STANFORD-INTERNATIONAL HEALTH AND SOCIETY INITIATIVE (SIHASI)
Maternal-Child Health and Well-Being
PROGRAM #3: Social Entrepreneurship Program such as one that uses a portable self-sustaining warming device to
facilitate the national goals to reduce infant mortality in rural and urban slum India. (Rahul A. Panicker et al and a
Collaborating team from WHO Perinatal Collaborating Center at AIIMS)
About a third of all babies born in India have low birth weight. An important component of postnatal care is thermal
regulation. Hypothermia (sometimes lethal) and caloric loss (essential for neonatal growth) can be prevented by use of
incubators. Unfortunately, these devices can be expensive and energy dependent, and often not ideal for rural or urban
slum environment. Local family-based solutions are needed to bridge the economic and health burden for families who
have often have to resort to non-community-based hospital care. Panicker et al (Embrace) have proposed an alternate
solution with a $25 portable and energy efficient “incubator”. An innovative phase-change material (PCM), safely
inserted in a sleeping bag, has been designed to regulate a baby’s temperature (~37oC). To heat the PCM, the user simply
needs to place a removable pouch in pre-heated hot water. The PCM’s physical properties ensure that, regardless of water
temperature exposure, the baby is provided an ambient temperature of about 37oC. The PCM is also embedded with a
thermochromatic ink, which changes color to indicate its optimal heat status. This “incubator” does not use electricity,
has no moving parts, and lasts about 4 hours and is reusable. Our expectation is that the device will augment the national
drive for kangaroo mother care (an integral component of the “essential newborn care” for NHRM. It has the potential to
bridge the gap in healthcare available to both urban and rural newborn and allow the mother to attend to daily chores
while caring for her infant.

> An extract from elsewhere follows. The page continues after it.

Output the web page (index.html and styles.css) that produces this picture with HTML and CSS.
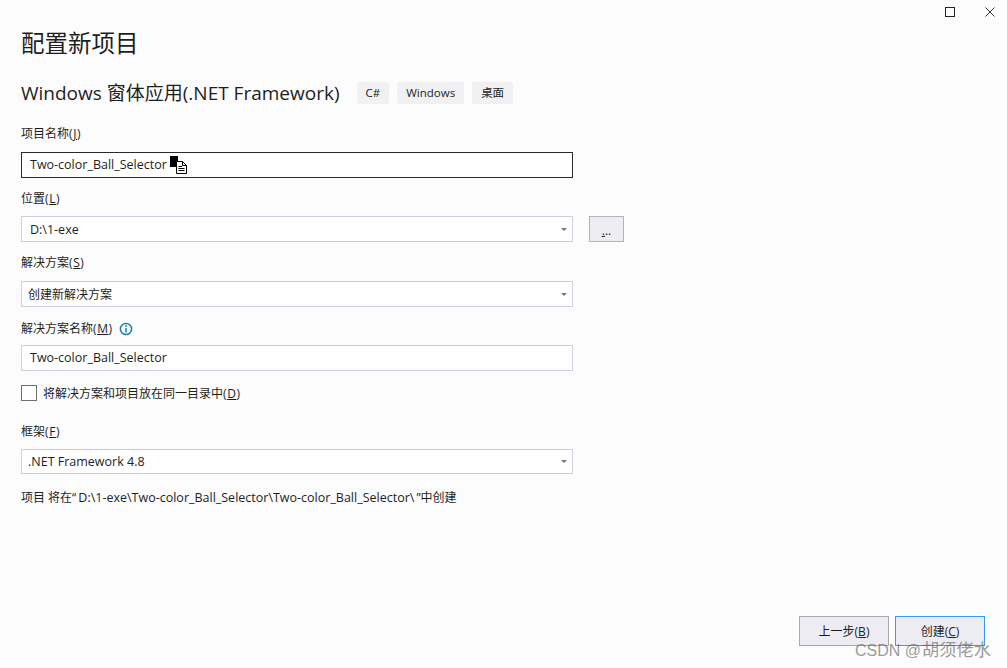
FILE: index.html
```html
<!DOCTYPE html>
<html lang="zh-CN">
<head>
<meta charset="utf-8">
<title>配置新项目</title>
<link rel="stylesheet" href="styles.css">
</head>
<body>
<div class="window">
  <div class="titlebar">
    <svg class="winbtn max" width="10" height="10" viewBox="0 0 10 10"><rect x="0.5" y="0.5" width="9" height="9" fill="none" stroke="#222" stroke-width="1"/></svg>
    <svg class="winbtn close" width="10" height="10" viewBox="0 0 10 10"><path d="M0.5 0.5L9.5 9.5M9.5 0.5L0.5 9.5" fill="none" stroke="#333" stroke-width="1"/></svg>
  </div>
  <main class="content">
    <h1 class="title">配置新项目</h1>
    <div class="subhead">
      <h2 class="subtitle">Windows 窗体应用(.NET Framework)</h2>
      <div class="tags">
        <span class="tag">C#</span>
        <span class="tag">Windows</span>
        <span class="tag">桌面</span>
      </div>
    </div>
    <div class="field f-name">
      <label class="label">项目名称<span class="key">(<u>J</u>)</span></label>
      <div class="input focus">
        <span>Two-color_Ball_Selector</span>
        <svg class="cursor-icon" width="17" height="18" viewBox="0 0 17 18">
          <path d="M0 0H8V5H6V11H0Z" fill="#000"/>
          <path d="M6.5 5.5H12.5L16.5 9.5V17.5H6.5Z" fill="#fff" stroke="#000"/>
          <path d="M12.5 5.5V9.5H16.5M8.5 10.5H12M8.5 12.5H14.5M8.5 14.5H14.5" fill="none" stroke="#000"/>
        </svg>
      </div>
    </div>
    <div class="field f-loc">
      <label class="label">位置<span class="key">(<u>L</u>)</span></label>
      <div class="row">
        <div class="input select"><span>D:\1-exe</span><i class="caret"></i></div>
        <button class="browse"><u>.</u>..</button>
      </div>
    </div>
    <div class="field f-sol">
      <label class="label">解决方案<span class="key">(<u>S</u>)</span></label>
      <div class="input select tight cjk"><span>创建新解决方案</span><i class="caret"></i></div>
    </div>
    <div class="field f-solname">
      <label class="label">解决方案名称<span class="key">(<u>M</u>)</span>
        <svg class="info" width="14" height="14" viewBox="0 0 14 14"><circle cx="7" cy="7" r="5.6" fill="none" stroke="#1a7fa8" stroke-width="1.5"/><path d="M7 6V10.5" stroke="#1a7fa8" stroke-width="1.5"/><rect x="6.2" y="3.4" width="1.6" height="1.6" fill="#1a7fa8"/></svg>
      </label>
      <div class="input"><span>Two-color_Ball_Selector</span></div>
    </div>
    <div class="check">
      <span class="box"></span>
      <span class="label">将解决方案和项目放在同一目录中<span class="key">(<u>D</u>)</span></span>
    </div>
    <div class="field f-fw">
      <label class="label">框架<span class="key">(<u>F</u>)</span></label>
      <div class="input select tight"><span>.NET Framework 4.8</span><i class="caret"></i></div>
    </div>
    <p class="note">项目 将在“<span class="path">D:\1-exe\Two-color_Ball_Selector\Two-color_Ball_Selector\</span>”中创建</p>
  </main>
  <footer class="actions">
    <button class="btn">上一步(<u>B</u>)</button>
    <button class="btn primary">创建(<u>C</u>)</button>
  </footer>
  <div class="watermark">CSDN @<span class="wm-name">胡须佬水</span></div>
</div>
</body>
</html>
```
FILE: styles.css
```css
* { box-sizing: border-box; }
html, body { margin: 0; height: 100%; }
body {
  background: #fcfcfd;
  color: #1e1e1e;
  font-family: "Open Sans", "Noto Sans CJK SC", sans-serif;
  font-size: 12px;
  overflow: hidden;
}
.window {
  position: relative;
  width: 1007px;
  height: 668px;
  display: flex;
  flex-direction: column;
}
.titlebar {
  height: 17px;
  padding: 7px 12px 0 0;
  display: flex;
  justify-content: flex-end;
  gap: 30px;
  flex: none;
}
.winbtn { flex: none; }
.content { padding: 0 0 0 21px; flex: 1; }
.title {
  margin: 8px 0 0;
  font-size: 23.5px;
  font-weight: 400;
  line-height: 36px;
  color: #1e1e1e;
}
.subhead {
  display: flex;
  align-items: center;
  margin-top: 20px;
  height: 24px;
}
.subtitle {
  margin: 0;
  font-size: 19px;
  font-weight: 400;
  line-height: 24px;
  white-space: nowrap;
}
.tags { display: flex; gap: 8px; margin-left: 17px; }
.tag {
  height: 22px;
  line-height: 21px;
  padding: 0 9px;
  background: #f1f1f3;
  border-radius: 3px;
  font-size: 11.5px;
}
.field { display: flex; flex-direction: column; }
.label {
  display: block;
  line-height: 16px;
  font-size: 12px;
  color: #1e1e1e;
  margin-bottom: 9px;
}
.key { letter-spacing: 0.6px; }
.f-name { margin-top: 21px; }
.f-name .label { margin-bottom: 10px; }
.f-loc { margin-top: 13px; }
.f-sol { margin-top: 13px; }
.f-sol .label { margin-bottom: 10px; }
.f-solname { margin-top: 14px; }
.f-solname .label { margin-bottom: 8px; }
.f-fw { margin-top: 23px; }
.f-fw .input { height: 25px; }
.f-fw .caret { top: 10px; }
.row { display: flex; align-items: flex-start; gap: 16px; }
.input {
  position: relative;
  width: 552px;
  height: 26px;
  background: #fff;
  border: 1px solid #ccd0de;
  padding: 0 8px;
  display: flex;
  align-items: center;
  line-height: 24px;
  font-size: 12.5px;
  flex: none;
}
.input.focus { border-color: #2b2b2b; }
.input.tight { padding-left: 6px; }
.input.cjk { font-size: 12px; }
.f-loc .input, .f-sol .input { padding-top: 2px; }
.caret {
  position: absolute;
  right: 5px;
  top: 11px;
  width: 0;
  height: 0;
  border-left: 3px solid transparent;
  border-right: 3px solid transparent;
  border-top: 3px solid #777;
}
.browse {
  width: 35px;
  height: 26px;
  padding: 0;
  background: #ececf2;
  border: 1px solid #b4b4b8;
  font: inherit;
  font-size: 12px;
  line-height: 28px;
  color: #1e1e1e;
}
.cursor-icon { position: absolute; left: 148px; top: 3px; }
.info { vertical-align: -3px; margin-left: 3px; }
.check {
  display: flex;
  align-items: center;
  gap: 6px;
  margin-top: 14px;
  height: 16px;
}
.check .label { margin: 2px 0 0; }
.box {
  width: 16px;
  height: 16px;
  border: 1px solid #6f6f6f;
  background: #fff;
  flex: none;
}
.note { margin: 16px 0 0; line-height: 16px; font-size: 12px; }
.path { font-size: 12.5px; margin: 0 2px; }
.actions {
  position: absolute;
  right: 22px;
  bottom: 22px;
  display: flex;
  gap: 6px;
}
.btn {
  width: 90px;
  height: 30px;
  padding: 0;
  background: #ececf2;
  border: 1px solid #a9a9ad;
  font: inherit;
  font-size: 12px;
  color: #1e1e1e;
}
.btn.primary { border-color: #3399ff; }
.watermark {
  position: absolute;
  left: 855px;
  top: 639px;
  font-size: 16px;
  line-height: 22px;
  color: rgba(90, 90, 90, 0.62);
  font-family: "Liberation Sans", "Noto Sans CJK SC", sans-serif;
  white-space: nowrap;
}
.wm-name { font-size: 17.25px; margin-left: 1px; }
```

We believe that this is an enabling technology to aid governments towards achieving the UN
millennium development goal of reducing infant mortality by 2/3 by 2015. “Embrace” evolved out a class at the Institute
of Design, at Stanford University. Early work was done in partnership with Medicine Mondial from Nepal, and Design
that Matters, from MIT. The team comprises Stanford Engineering and MBA students, and students from Harvard
University’s Kennedy School of Government. Our advisors include Prof. Vinod K. Bhutani (Neonatologist, Lucile
Packard Children’s Hospital, Stanford), Prof. James Patell (Stanford Institute of Design, and the Graduate School of
Business), and Colleen Cotter, IDEO, Palo Alto (Product Design).
2. Specific Aims:
i) To facilitate the testing of the device by a neonatal research network group in India
ii) To provide scholarly support to better understand the community acceptance of kangaroo mother care and the potential
beneficial value/limitations of the augmentation provided by the test portable device
iii) To network the community education of thermoregulation of newborns (prevention of hypothermia) and facilitate the
acceptance KMC and the role of the augmented device (once tested to safe and effective in clinical trials).
3. Immediate Objectives are to a) establish liaisons between the Panicker group, AIIMS-based investigators and review
the regulatory requirements in India for testing and use of an investigational device; b) Facilitate the development of a
strategic plan for clinical trials to demonstrate performance and safety at tertiary and specialized neonatal centers and
follow-up validation of community acceptance and device performance in a home setting (rural and urban-slum).
4. Impact of Health and Societal Scholarly Discipline: from this project will serve as a template for testing a new
investigational device in both the clinical settings (specialized and primary) as well as measuring the community
acceptance in the context of social, cultural and personal values.
Publications
1. Bhutani VK. Developing a systems approach to prevent meconium aspiration syndrome: lessons learned from
multinational studies. J Perinatol. 2008 Dec; 28 Suppl 3:S30-5.
2. Bhutani VK. Covenants for Maternal-Child Health, Empowerment, Advocacy, Leadership and Self: “ASK. It’s your
right” Indian Journal of Pediatrics (submitted).